2. How do astronauts go to the bathroom when they are in space?
Old 'space' toilets used air pressure to force waste down. Now, there’s a new type of toilet which features a cylinder system where a plastic bag is placed in the toilet before use. The bag is then sealed and is forced to the bottom of the cylinder after each use by a plunger attached to a lever. A new bag is then placed in the toilet for the next astronaut. The device also has unlimited storage capacity.
3. What happens when astronauts exhale in space?
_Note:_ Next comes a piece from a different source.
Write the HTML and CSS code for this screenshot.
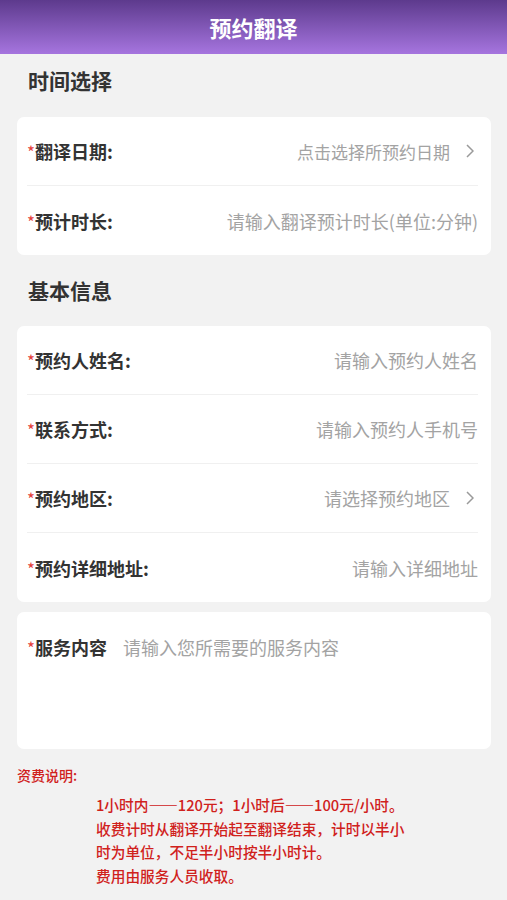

According to Craig C. Freudenrich, Ph.D., “The astronaut breathes out carbon dioxide and in the confined space of the suit, carbon dioxide concentrations would build up to deadly levels. Therefore, excess carbon dioxide must be removed from the space suit's atmosphere. Space suits use lithium hydroxide canisters to remove carbon dioxide. These canisters are located either in the space suit's life support backpack or in the spacecraft, in which case they are accessed through an umbilical cord.”
4. What do astronauts wear under their space suits?
It’s cold in space so astronauts generally wear long underwear under their space suits. They also wear an adult diaper for several hours since they cannot remove their suits during certain parts of the mission. However, once the astronauts reach orbit, they take off the suits and put on regular clothing.
5. How do astronauts sleep while in space?
Just like on Earth, astronauts in space go to bed at night then wake up the next day for work. There are a few differences of course. Because there is no “up” or “down” and no gravity in space, astronauts are weightless and need to be tethered to something in order to stay safe. Astronauts usually choose to sleep in sleeping bags and attach them to their seats on the spacecraft or to the wall.